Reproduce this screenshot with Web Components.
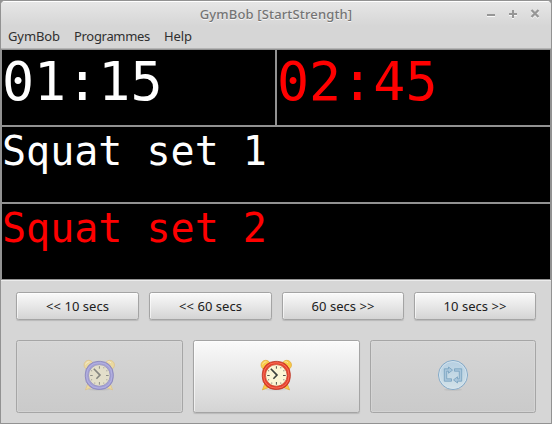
<!DOCTYPE html>
<html lang="en">
<head>
<meta charset="utf-8">
<title>GymBob [StartStrength]</title>
<style>
body{margin:0;width:552px;height:424px;overflow:hidden;background:#929292;font:13px/16px "Noto Sans","Open Sans",sans-serif;color:#303030}
</style>
</head>
<body>
<gym-window>
  <title-bar slot="title"><fit-text width="152.5">GymBob [StartStrength]</fit-text></title-bar>
  <menu-bar slot="menu">
    <fit-text width="52">GymBob</fit-text><fit-text width="76">Programmes</fit-text><fit-text width="28">Help</fit-text>
  </menu-bar>
  <lcd-line class="clock">01:15</lcd-line>
  <lcd-line class="clock red">02:45</lcd-line>
  <lcd-line class="wide">Squat set 1</lcd-line>
  <lcd-line class="wide red">Squat set 2</lcd-line>
  <button-row slot="controls">
    <push-button><fit-text width="63">&lt;&lt; 10 secs</fit-text></push-button>
    <push-button><fit-text width="63">&lt;&lt; 60 secs</fit-text></push-button>
    <push-button><fit-text width="63">60 secs &gt;&gt;</fit-text></push-button>
    <push-button><fit-text width="63">10 secs &gt;&gt;</fit-text></push-button>
  </button-row>
  <button-row slot="controls" class="big">
    <push-button disabled><alarm-icon class="faded"></alarm-icon></push-button>
    <push-button><alarm-icon></alarm-icon></push-button>
    <push-button disabled><repeat-icon></repeat-icon></push-button>
  </button-row>
</gym-window>
<script>
function define(name, html, connected) {
  const template = document.createElement('template');
  template.innerHTML = html.trim();
  customElements.define(name, class extends HTMLElement {
    constructor() {
      super();
      this.attachShadow({ mode: 'open' }).append(template.content.cloneNode(true));
    }
    connectedCallback() { if (connected) connected(this); }
  });
}

define('gym-window', `
<style>
:host{display:flex;flex-direction:column;box-sizing:border-box;width:552px;height:424px;border:1px solid #929292;border-radius:5px 5px 0 0;background:#d6d6d6;overflow:hidden}
header{height:48px;box-sizing:border-box;border-top:1px solid #fff;border-bottom:1px solid #b4b4b4;background:linear-gradient(#e6e6e6,#d6d6d6 24px)}
.screen{display:grid;grid-template-columns:273px 1fr;grid-template-rows:75px 75px 75px;gap:2px;padding:1px;background:#929292;height:229px}
main{flex:1;border-top:1px solid #ececec;padding:11px 15px 0;display:flex;flex-direction:column;gap:20px}
</style>
<header><slot name="title"></slot><slot name="menu"></slot></header>
<section class="screen"><slot></slot></section>
<main><slot name="controls"></slot></main>`);

define('title-bar', `
<style>
:host{display:grid;grid-template-columns:1fr auto 1fr;height:23px;align-items:center;color:#747474;font-weight:500;text-shadow:0 1px #f4f4f4}
svg{grid-column:3;justify-self:end;margin-right:9px;display:block}
slot{display:block;grid-column:2}
</style>
<slot></slot>
<svg width="56" height="14" viewBox="0 0 56 14" fill="none" stroke-width="2">
<g stroke="#f8f8f8" transform="translate(0 1)"><path d="M1 8h8M23 7h8M27 3v8"/><path d="M45.5 3l7 7M52.5 3l-7 7" stroke-width="2.3"/></g>
<g stroke="#969696"><path d="M1 8h8M23 7h8M27 3v8"/><path d="M45.5 3l7 7M52.5 3l-7 7" stroke-width="2.3"/></g>
</svg>`);

define('menu-bar', `
<style>:host{display:flex;gap:14px;padding:3px 7px 0;height:20px;align-items:flex-start}</style><slot></slot>`);

define('fit-text', `<style>:host{display:inline-block;white-space:nowrap}</style><slot></slot>`, el => {
  const target = Number(el.getAttribute('width'));
  const natural = el.getBoundingClientRect().width;
  el.style.letterSpacing = (target - natural) / el.textContent.length + 'px';
});

define('lcd-line', `
<style>
:host{display:block;background:#000;color:#fff;overflow:hidden;white-space:nowrap;font-family:"DejaVu Sans Mono",monospace}
:host(.clock){font-size:53.33px;line-height:64px}
:host(.wide){font-size:40px;line-height:49px;grid-column:1/-1}
:host(.red){color:#f00}
</style><slot></slot>`);

define('button-row', `
<style>
:host{display:grid;grid-template-columns:123px 123px 122px 122px;gap:10px;height:28px}
:host(.big){grid-template-columns:167px 167px 166px;height:73px}
</style><slot></slot>`);

define('push-button', `
<style>
:host{display:flex;align-items:center;justify-content:center;box-sizing:border-box;border:1px solid #a4a4a4;border-radius:2.5px;background:linear-gradient(#fafafa,#d4d4d4);box-shadow:inset 1px 1px #ffffff99,0 1px 1px #0002;color:#202020}
:host([disabled]){border-color:#a6a6a6;background:linear-gradient(#d6d6d6,#cacaca);box-shadow:inset 0 0 0 1px #dcdcdc80}
</style><slot></slot>`);

define('alarm-icon', `
<style>
:host{display:block;--rim:#e8412c;--edge:#b93422;--shine:#ff8d78;--bell:#f9cb48;--bell-edge:#e0a93c;--face:#fcf6d5;--hand:#3d423d}
:host(.faded){--rim:#a3a0d5;--edge:#8582ba;--shine:#c0bde9;--bell:#ead9a0;--bell-edge:#dcc08a;--face:#e3dfca;--hand:#858680}
svg{display:block;margin:-3px 1px 0 0}
.bell{fill:var(--bell);stroke:var(--bell-edge);stroke-width:.7}
</style>
<svg width="32" height="32" viewBox="0 0 32 32">
<ellipse cx="16" cy="30.6" rx="11" ry="1" fill="#0001"/>
<g class="bell"><circle cx="5.7" cy="6" r="4.7"/><circle cx="26.8" cy="6" r="4.7"/><path d="M5 24l-2.6 6.9L10 28zM27 24l2.6 6.9L22 28z"/></g>
<path d="M2.5 5.5q1-3 4-2.8M24.5 2.8q2-.5 3.5 1" fill="none" stroke="#fff" stroke-opacity=".45"/>
<rect x="2.3" y="2.4" width="28" height="28" rx="12.7" fill="var(--rim)" stroke="var(--edge)" stroke-width=".8"/>
<rect x="3.7" y="3.8" width="25.2" height="25.2" rx="11.6" fill="none" stroke="var(--shine)" stroke-width=".8" opacity=".75"/>
<circle cx="16.3" cy="16.4" r="10.8" fill="var(--face)" stroke="var(--edge)" stroke-width=".6"/>
<path d="M16.4 7.2v2.5M16.4 23v2.7M7.2 16.5h2.5M23 16.5h2.7" stroke="var(--hand)" stroke-width=".9"/>
<g fill="var(--hand)"><circle cx="20.8" cy="8.8" r=".5"/><circle cx="23.9" cy="11.8" r=".5"/><circle cx="23.9" cy="20.8" r=".5"/><circle cx="20.8" cy="24" r=".5"/><circle cx="11.8" cy="24" r=".5"/><circle cx="8.7" cy="20.8" r=".5"/><circle cx="8.7" cy="11.8" r=".5"/></g>
<path d="M10.8 9.7l6.2 6.4-3.6 3.6" fill="none" stroke="var(--hand)" stroke-width="1.6"/>
</svg>`);

define('repeat-icon', `
<style>:host{display:block}svg{display:block;margin-top:-3px}</style>
<svg width="32" height="32" viewBox="0 0 32 32">
<defs><linearGradient id="g" x2="0" y2="1"><stop stop-color="#b5cfe2"/><stop offset="1" stop-color="#d3e2e8"/></linearGradient></defs>
<ellipse cx="16" cy="30.8" rx="9" ry="1" fill="#0001"/>
<circle cx="16" cy="16" r="14.5" fill="url(#g)" stroke="#82a8c7"/>
<circle cx="16" cy="16" r="13.5" fill="none" stroke="#d6e5ef" stroke-width=".8"/>
<g fill="#a9c6db" stroke="#759fbe" stroke-width=".8">
<path d="M14.5 22.2H7.3V9.8h4.2V8l4 3.1-4 3.1v-2H9.7v7.6h4.8z"/>
<path d="M17.5 9.8h7.2v12.4h-4.2V24l-4-3.1 4-3.1v2h1.8v-7.6h-4.8z"/>
</g></svg>`);
</script>
</body>
</html>
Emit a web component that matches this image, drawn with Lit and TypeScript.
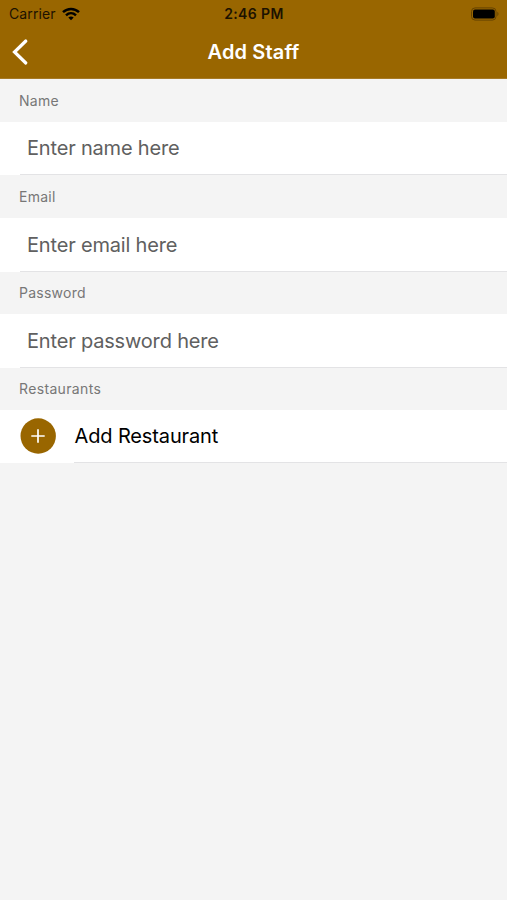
☆ ☆ ☆ ☆ ☆
» **Your objective**: Pull out every line in the material above where "this" occurs.

» **Response**:
Reproduce this screenshot with Web Components.
      this.attachShadow({ mode: 'open' }).append(template.content.cloneNode(true));
    connectedCallback() { if (connected) connected(this); }
Emit a web component that matches this image, drawn with Lit and TypeScript.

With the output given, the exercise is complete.